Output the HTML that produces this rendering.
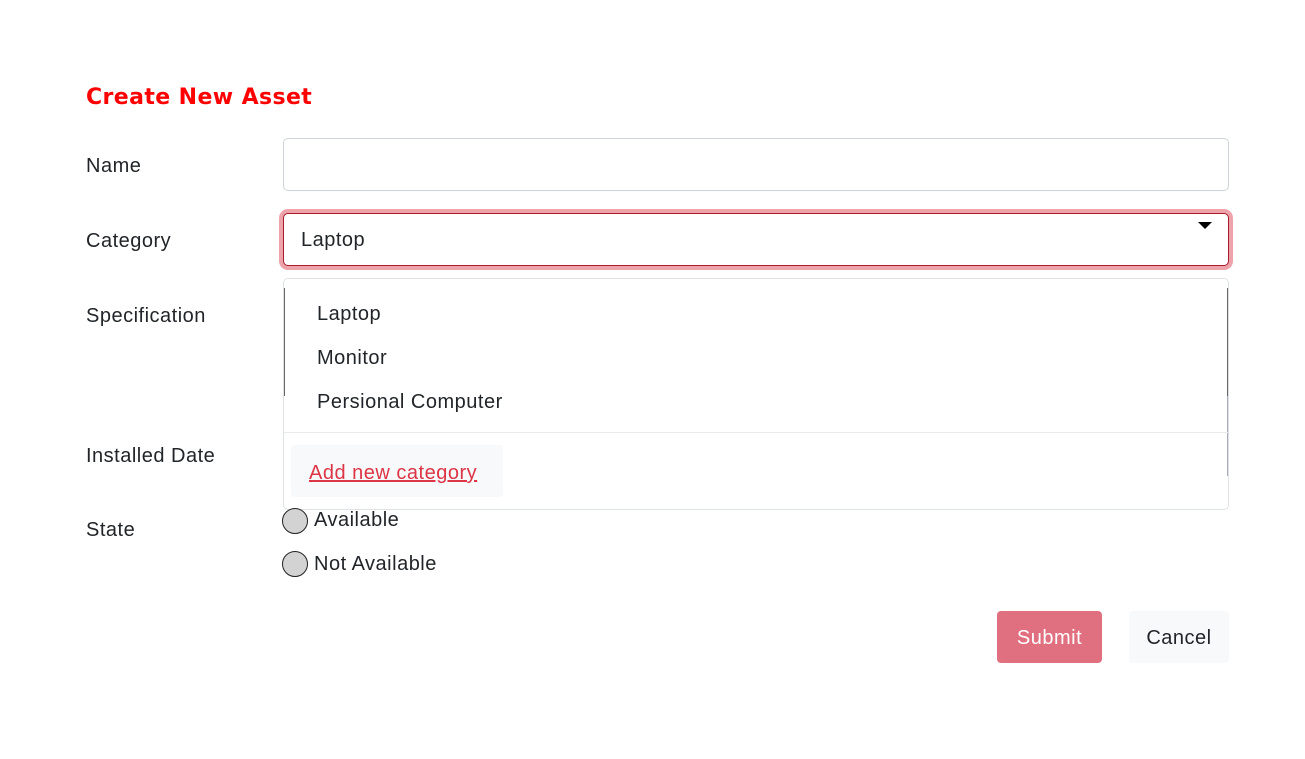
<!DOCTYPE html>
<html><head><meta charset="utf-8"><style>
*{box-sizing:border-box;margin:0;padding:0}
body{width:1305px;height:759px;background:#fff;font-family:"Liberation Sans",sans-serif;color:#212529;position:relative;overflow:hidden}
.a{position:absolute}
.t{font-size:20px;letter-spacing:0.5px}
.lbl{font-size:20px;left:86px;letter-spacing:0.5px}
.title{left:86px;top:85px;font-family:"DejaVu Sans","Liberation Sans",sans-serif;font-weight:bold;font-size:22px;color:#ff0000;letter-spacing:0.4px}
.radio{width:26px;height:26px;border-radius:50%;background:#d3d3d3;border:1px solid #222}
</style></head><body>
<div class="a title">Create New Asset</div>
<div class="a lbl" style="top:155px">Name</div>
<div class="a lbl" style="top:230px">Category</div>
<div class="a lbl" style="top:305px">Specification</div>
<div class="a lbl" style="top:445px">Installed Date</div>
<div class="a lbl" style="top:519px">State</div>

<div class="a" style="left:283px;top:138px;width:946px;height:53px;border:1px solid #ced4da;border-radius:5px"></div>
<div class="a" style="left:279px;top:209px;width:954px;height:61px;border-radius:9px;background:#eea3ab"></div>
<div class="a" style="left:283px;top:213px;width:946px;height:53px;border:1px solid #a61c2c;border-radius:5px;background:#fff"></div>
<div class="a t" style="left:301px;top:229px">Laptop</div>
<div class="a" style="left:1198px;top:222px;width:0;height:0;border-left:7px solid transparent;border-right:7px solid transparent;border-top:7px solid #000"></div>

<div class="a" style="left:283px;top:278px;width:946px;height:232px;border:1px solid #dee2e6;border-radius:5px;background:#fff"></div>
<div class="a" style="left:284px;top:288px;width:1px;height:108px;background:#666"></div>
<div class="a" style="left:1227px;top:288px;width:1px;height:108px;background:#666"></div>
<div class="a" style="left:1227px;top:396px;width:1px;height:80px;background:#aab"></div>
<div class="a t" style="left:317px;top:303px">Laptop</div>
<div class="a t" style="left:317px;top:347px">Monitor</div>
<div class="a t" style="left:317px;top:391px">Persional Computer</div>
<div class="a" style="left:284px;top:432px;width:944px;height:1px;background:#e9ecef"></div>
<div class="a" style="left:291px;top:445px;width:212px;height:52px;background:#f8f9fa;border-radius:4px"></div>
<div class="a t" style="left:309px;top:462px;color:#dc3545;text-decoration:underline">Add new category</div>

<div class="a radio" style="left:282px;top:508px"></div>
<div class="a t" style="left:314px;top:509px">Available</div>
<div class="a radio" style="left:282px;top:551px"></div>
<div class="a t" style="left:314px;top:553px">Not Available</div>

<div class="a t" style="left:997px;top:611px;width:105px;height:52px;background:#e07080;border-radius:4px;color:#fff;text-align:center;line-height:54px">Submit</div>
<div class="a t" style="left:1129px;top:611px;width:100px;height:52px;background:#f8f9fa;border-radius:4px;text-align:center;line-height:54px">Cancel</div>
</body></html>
..............................
» **Aim**:
All the lines above are to be reproduced exactly, except the pictures.

» **Exercise result**:
Output the HTML that produces this rendering.
<!DOCTYPE html>
<html><head><meta charset="utf-8"><style>
*{box-sizing:border-box;margin:0;padding:0}
body{width:1305px;height:759px;background:#fff;font-family:"Liberation Sans",sans-serif;color:#212529;position:relative;overflow:hidden}
.a{position:absolute}
.t{font-size:20px;letter-spacing:0.5px}
.lbl{font-size:20px;left:86px;letter-spacing:0.5px}
.title{left:86px;top:85px;font-family:"DejaVu Sans","Liberation Sans",sans-serif;font-weight:bold;font-size:22px;color:#ff0000;letter-spacing:0.4px}
.radio{width:26px;height:26px;border-radius:50%;background:#d3d3d3;border:1px solid #222}
</style></head><body>
<div class="a title">Create New Asset</div>
<div class="a lbl" style="top:155px">Name</div>
<div class="a lbl" style="top:230px">Category</div>
<div class="a lbl" style="top:305px">Specification</div>
<div class="a lbl" style="top:445px">Installed Date</div>
<div class="a lbl" style="top:519px">State</div>

<div class="a" style="left:283px;top:138px;width:946px;height:53px;border:1px solid #ced4da;border-radius:5px"></div>
<div class="a" style="left:279px;top:209px;width:954px;height:61px;border-radius:9px;background:#eea3ab"></div>
<div class="a" style="left:283px;top:213px;width:946px;height:53px;border:1px solid #a61c2c;border-radius:5px;background:#fff"></div>
<div class="a t" style="left:301px;top:229px">Laptop</div>
<div class="a" style="left:1198px;top:222px;width:0;height:0;border-left:7px solid transparent;border-right:7px solid transparent;border-top:7px solid #000"></div>

<div class="a" style="left:283px;top:278px;width:946px;height:232px;border:1px solid #dee2e6;border-radius:5px;background:#fff"></div>
<div class="a" style="left:284px;top:288px;width:1px;height:108px;background:#666"></div>
<div class="a" style="left:1227px;top:288px;width:1px;height:108px;background:#666"></div>
<div class="a" style="left:1227px;top:396px;width:1px;height:80px;background:#aab"></div>
<div class="a t" style="left:317px;top:303px">Laptop</div>
<div class="a t" style="left:317px;top:347px">Monitor</div>
<div class="a t" style="left:317px;top:391px">Persional Computer</div>
<div class="a" style="left:284px;top:432px;width:944px;height:1px;background:#e9ecef"></div>
<div class="a" style="left:291px;top:445px;width:212px;height:52px;background:#f8f9fa;border-radius:4px"></div>
<div class="a t" style="left:309px;top:462px;color:#dc3545;text-decoration:underline">Add new category</div>

<div class="a radio" style="left:282px;top:508px"></div>
<div class="a t" style="left:314px;top:509px">Available</div>
<div class="a radio" style="left:282px;top:551px"></div>
<div class="a t" style="left:314px;top:553px">Not Available</div>

<div class="a t" style="left:997px;top:611px;width:105px;height:52px;background:#e07080;border-radius:4px;color:#fff;text-align:center;line-height:54px">Submit</div>
<div class="a t" style="left:1129px;top:611px;width:100px;height:52px;background:#f8f9fa;border-radius:4px;text-align:center;line-height:54px">Cancel</div>
</body></html>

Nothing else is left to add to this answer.